Когда я немного пришла въ себя и отогрѣлась, она меня спросила:

— Что привело васъ въ такой поздній часъ ко мнѣ, дорогая княгиня, и заставило васъ рисковать вашимъ здоровьемъ, столь драгоцѣннымъ для меня и для вашего супруга?

— Ваше высочество, — отвѣтила я, — я не могла дольше противиться потребности узнать, какими средствами можно разсѣять грозовыя тучи, которыя собираются надъ вашей головой. Ради Бога, довѣрьтесь мнѣ; я заслуживаю вашего довѣрія и надѣюсь стать еще болѣе достойной его. Скажите, какіе у васъ планы? Чѣмъ вы думаете обезпечить свою безопасность? Императрицѣ остается всего нѣсколько дней, можетъ быть — нѣсколько часовъ жизни; могу ли я быть вамъ полезной? скажите мнѣ, что мнѣ дѣлать.

Великая княгиня залилась слезами; она прижала мою руку къ своему сердцу и сказала:

— Я не умѣю вамъ выразить, насколько я вамъ благодарна, моя дорогая княгиня. Повѣрьте мнѣ, что я довѣряю вамъ безгранично и говорю чистѣйшую правду; у меня нѣтъ никакого плана, я не могу ничего предпринять и я хочу и должна мужественно вынести все, что меня ожидаетъ; единственная моя надежда на Бога; предаю себя въ Его руки.

— Въ такомъ случаѣ за васъ должны дѣйствовать ваши друзья, — отвѣтила я, — и я не останусь позади другихъ въ рвеніи и жертвахъ, которыя я готова принести вамъ.

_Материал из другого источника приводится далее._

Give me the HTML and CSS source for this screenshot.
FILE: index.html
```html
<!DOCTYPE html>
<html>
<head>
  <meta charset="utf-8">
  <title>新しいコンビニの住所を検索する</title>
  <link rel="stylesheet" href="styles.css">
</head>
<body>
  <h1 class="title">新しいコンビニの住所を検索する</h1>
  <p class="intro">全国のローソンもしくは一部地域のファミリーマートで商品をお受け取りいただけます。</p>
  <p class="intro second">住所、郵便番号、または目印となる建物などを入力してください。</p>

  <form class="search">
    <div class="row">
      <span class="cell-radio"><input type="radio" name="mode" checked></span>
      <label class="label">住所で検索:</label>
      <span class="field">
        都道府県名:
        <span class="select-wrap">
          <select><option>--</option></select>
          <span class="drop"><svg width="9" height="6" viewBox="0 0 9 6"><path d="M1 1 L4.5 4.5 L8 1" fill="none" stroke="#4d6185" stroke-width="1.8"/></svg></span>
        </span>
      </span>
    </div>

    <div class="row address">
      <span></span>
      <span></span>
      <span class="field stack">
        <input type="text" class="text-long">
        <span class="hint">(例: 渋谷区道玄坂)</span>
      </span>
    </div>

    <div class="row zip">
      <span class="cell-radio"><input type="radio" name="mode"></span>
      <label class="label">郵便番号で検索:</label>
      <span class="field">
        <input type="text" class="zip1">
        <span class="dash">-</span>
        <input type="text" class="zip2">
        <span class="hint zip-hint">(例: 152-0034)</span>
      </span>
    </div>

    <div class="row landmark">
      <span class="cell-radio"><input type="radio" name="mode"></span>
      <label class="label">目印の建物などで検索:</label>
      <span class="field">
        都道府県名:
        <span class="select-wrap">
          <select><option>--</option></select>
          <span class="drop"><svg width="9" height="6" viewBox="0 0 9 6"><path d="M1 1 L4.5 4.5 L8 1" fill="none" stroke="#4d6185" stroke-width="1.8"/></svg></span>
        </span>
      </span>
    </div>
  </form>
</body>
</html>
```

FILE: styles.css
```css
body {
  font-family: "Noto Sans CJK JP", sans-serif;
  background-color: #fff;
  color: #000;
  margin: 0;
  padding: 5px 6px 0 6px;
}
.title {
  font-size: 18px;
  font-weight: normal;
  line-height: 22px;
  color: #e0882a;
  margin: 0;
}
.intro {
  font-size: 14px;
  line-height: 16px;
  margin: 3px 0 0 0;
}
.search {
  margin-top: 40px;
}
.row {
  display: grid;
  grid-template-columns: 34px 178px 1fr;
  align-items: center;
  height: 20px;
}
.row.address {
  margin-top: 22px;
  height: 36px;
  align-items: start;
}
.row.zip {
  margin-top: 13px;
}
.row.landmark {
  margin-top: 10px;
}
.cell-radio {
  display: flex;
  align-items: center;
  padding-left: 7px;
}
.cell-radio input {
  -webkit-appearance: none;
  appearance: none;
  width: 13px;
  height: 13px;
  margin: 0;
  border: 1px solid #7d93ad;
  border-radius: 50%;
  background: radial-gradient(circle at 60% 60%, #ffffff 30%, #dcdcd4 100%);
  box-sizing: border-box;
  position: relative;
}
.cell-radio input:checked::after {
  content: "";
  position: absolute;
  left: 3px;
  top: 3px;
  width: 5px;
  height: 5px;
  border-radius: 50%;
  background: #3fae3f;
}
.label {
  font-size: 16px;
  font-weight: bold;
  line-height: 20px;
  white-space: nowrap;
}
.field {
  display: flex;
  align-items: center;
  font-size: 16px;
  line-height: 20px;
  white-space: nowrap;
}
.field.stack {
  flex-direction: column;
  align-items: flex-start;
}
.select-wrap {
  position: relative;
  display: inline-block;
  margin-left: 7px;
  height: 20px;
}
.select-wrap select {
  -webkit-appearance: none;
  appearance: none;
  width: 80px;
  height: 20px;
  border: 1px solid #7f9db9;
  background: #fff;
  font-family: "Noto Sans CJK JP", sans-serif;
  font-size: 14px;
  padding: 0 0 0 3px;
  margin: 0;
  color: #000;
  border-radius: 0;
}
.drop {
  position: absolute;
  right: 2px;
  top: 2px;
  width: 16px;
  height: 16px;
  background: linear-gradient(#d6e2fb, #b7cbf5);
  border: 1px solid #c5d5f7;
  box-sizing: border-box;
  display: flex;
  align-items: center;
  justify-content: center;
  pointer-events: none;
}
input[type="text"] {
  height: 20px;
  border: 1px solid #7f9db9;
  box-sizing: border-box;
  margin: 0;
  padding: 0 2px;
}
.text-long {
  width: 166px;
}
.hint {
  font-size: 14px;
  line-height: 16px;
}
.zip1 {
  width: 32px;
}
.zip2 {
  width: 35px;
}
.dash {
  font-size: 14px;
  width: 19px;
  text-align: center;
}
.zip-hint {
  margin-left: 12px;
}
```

— Ради Бога, княгиня, не подвергайте себя опасности изъ-за меня и не навлекайте на себя несчастій, о которыхъ я буду вѣчно скорбѣть. Да и что можно сдѣлать?

— Пока я, конечно, ничего еще вамъ не могу сказать, но смѣю васъ увѣрить, что я васъ своими дѣйствіями не скомпрометирую, и если и пострадаю, то пострадаю одна и вамъ никогда не придется вспоминать о моей преданности къ вамъ въ связи съ личнымъ горемъ или несчастіемъ. [25]

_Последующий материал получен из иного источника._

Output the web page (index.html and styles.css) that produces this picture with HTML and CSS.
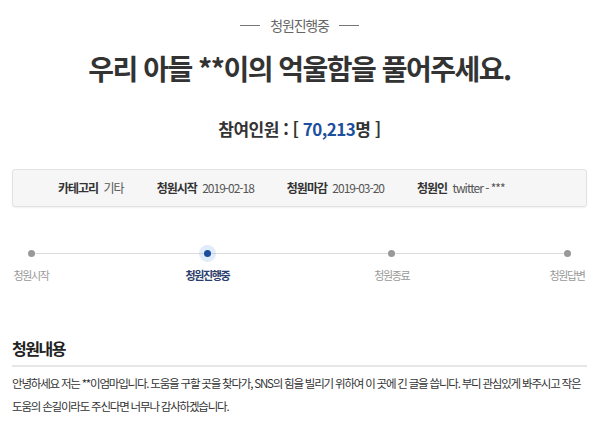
FILE: index.html
```html
<!DOCTYPE html>
<html lang="ko">
<head>
<meta charset="UTF-8">
<meta name="viewport" content="width=device-width, initial-scale=1.0">
<title>청원진행중</title>
<link rel="stylesheet" href="styles.css">
</head>
<body>
<div class="petition">
  <div class="status"><span class="status-line"></span>청원진행중<span class="status-line"></span></div>
  <h1 class="title">우리 아들 **이의 억울함을 풀어주세요.</h1>
  <p class="count">참여인원 : [ <span class="count-num">70,213</span>명 ]</p>

  <ul class="info">
    <li><b>카테고리</b> 기타</li>
    <li><b>청원시작</b> 2019-02-18</li>
    <li><b>청원마감</b> 2019-03-20</li>
    <li><b>청원인</b> twitter - ***</li>
  </ul>

  <div class="steps">
    <div class="step"><span class="dot"></span><span class="step-label">청원시작</span></div>
    <div class="step active"><span class="dot"></span><span class="step-label">청원진행중</span></div>
    <div class="step"><span class="dot"></span><span class="step-label">청원종료</span></div>
    <div class="step"><span class="dot"></span><span class="step-label">청원답변</span></div>
  </div>

  <h2 class="section-title">청원내용</h2>
  <p class="content">안녕하세요 저는 **이엄마입니다. 도움을 구할 곳을 찾다가, SNS의 힘을 빌리기 위하여 이 곳에 긴 글을 씁니다. 부디 관심있게 봐주시고 작은 도움의 손길이라도 주신다면 너무나 감사하겠습니다.</p>
</div>
</body>
</html>
```

FILE: styles.css
```css
body {
  margin: 0;
  padding: 0 13px 0 12px;
  background: #fff;
  color: #333;
  font-family: "Noto Sans CJK KR", "Noto Sans", sans-serif;
}
.status {
  display: flex;
  justify-content: center;
  align-items: center;
  gap: 10px;
  margin-top: 15px;
  height: 20px;
  font-size: 14px;
  letter-spacing: -1.2px;
  color: #666;
}
.status-line {
  width: 20px;
  height: 1px;
  background: #777;
}
.title {
  margin: 15px 0 0;
  text-align: center;
  font-size: 28px;
  line-height: 36px;
  font-weight: bold;
  letter-spacing: -1.5px;
  color: #333;
}
.count {
  margin: 31px 0 0;
  text-align: center;
  font-size: 17px;
  line-height: 24px;
  font-weight: bold;
  letter-spacing: -0.5px;
  color: #333;
}
.count-num {
  color: #1d4f9e;
}
.info {
  display: flex;
  gap: 33px;
  list-style: none;
  margin: 28px 0 0;
  padding: 0 0 0 45px;
  height: 36px;
  line-height: 36px;
  background: #f6f6f6;
  border: 1px solid #e2e2e2;
  border-radius: 3px;
  box-shadow: 0 1px 2px rgba(0, 0, 0, 0.06);
  font-size: 12px;
  letter-spacing: -1px;
  color: #555;
}
.info b {
  color: #333;
  margin-right: 3px;
}
.steps {
  position: relative;
  display: grid;
  grid-template-columns: 40px 136fr 40px 144fr 40px 135fr 40px;
  margin: 36px 0 0 -1px;
}
.steps::before {
  content: "";
  position: absolute;
  left: 20px;
  right: 20px;
  top: 10px;
  height: 1px;
  background: #dcdcdc;
}
.step {
  display: flex;
  flex-direction: column;
  align-items: center;
  width: 40px;
}
.step:nth-child(2) { grid-column: 3; }
.step:nth-child(3) { grid-column: 5; }
.step:nth-child(4) { grid-column: 7; }
.dot {
  position: relative;
  width: 7px;
  height: 7px;
  margin: 6.5px 0;
  border-radius: 50%;
  background: #999;
}
.step.active .dot {
  background: #1a4c9c;
  box-shadow: 0 0 0 5px rgba(120, 170, 235, 0.22);
}
.step-label {
  margin-top: 4px;
  white-space: nowrap;
  font-size: 11px;
  line-height: 16px;
  letter-spacing: -1.4px;
  color: #999;
}
.step.active .step-label {
  font-weight: bold;
  color: #2a3d6b;
}
.section-title {
  margin: 54px 0 0;
  padding-bottom: 6px;
  border-bottom: 2px solid #e6e6e6;
  font-size: 16px;
  line-height: 22px;
  font-weight: bold;
  letter-spacing: -1.5px;
  color: #222;
}
.content {
  margin: 5px 0 0;
  font-size: 11.5px;
  line-height: 23px;
  letter-spacing: -1.2px;
  color: #333;
}
```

Великая княгиня хотѣла со мной еще поговорить и предостеречь меня отъ моего рвенія, энтузіазма и неосторожности, неразлучной съ неопытностью моего семнадцатилѣтняго возраста; но я прервала ее и сказала, поцѣловавъ ей руку: — Я не могу дольше остаться съ вами, не рискуя подвергнуть непріятностямъ насъ обѣихъ.

Она бросилась ко мнѣ на шею, и мы нѣсколько минутъ сидѣли, крѣпко обнявшись. Наконецъ я встала съ ея постели и, оставивъ ее въ сильномъ волненіи, сама едва добрела до своей кареты.

Каково было удивленіе моего мужа, когда, вернувшись домой, онъ не засталъ своей больной жены. Однако, ему пришлось безпокоиться недолго, такъ какъ я пріѣхала тотчасъ же по его возвращеніи. Когда я ему разсказала, гдѣ я была, и сообщила свое твердое рѣшеніе послужить моему отечеству и спасти великую княгиню, онъ меня вполнѣ одобрилъ и похвалилъ выше всякой мѣры, хотя и безпокоился за вліяніе моей ночной прогулки на мое слабое здоровье. Мой мужъ задержался у моего отца и вознаградилъ меня за мою усталость, тревогу и за опасность, которой я подвергалась, передавъ мнѣ часть своего разговора съ нимъ, не оставившаго во мнѣ сомнѣнія въ томъ, что онъ если и не высказывалъ, то во всякомъ случаѣ раздѣлялъ опасенія истинныхъ патріотовъ насчетъ результатовъ воцаренія новаго государя по смерти Елизаветы.

Примѣчанія

править
  1. Марія, въ замужествѣ графиня Бутурлина, и Елизавета, впослѣдствіи Полянская.
  2. Согласно установившемуся обычаю, родные и друзья приносили поздравленія роженицѣ.
  3. Онъ былъ моимъ крестнымъ отцомъ.
  4. Я часто вспоминала эти слова впослѣдствіи и благодаря случайности узнала, изъ какого источника они исходили и кто ихъ подсказалъ моему крестному отцу.
  5. Эти гольштинскіе генералы набирались большею частью изъ прусскихъ унтеръ-офицеровъ или нѣмецкихъ сапожниковъ, покинувшихъ родительскіе дома. Кажется, никогда въ Россіи не бывало генераловъ менѣе достойныхъ своего чина, за исключеніемъ развѣ гатчинскихъ генераловъ Павла I.
  6. Великій князь проявлялъ по отношенію къ сыну полное равнодушіе и никогда его не посѣщалъ.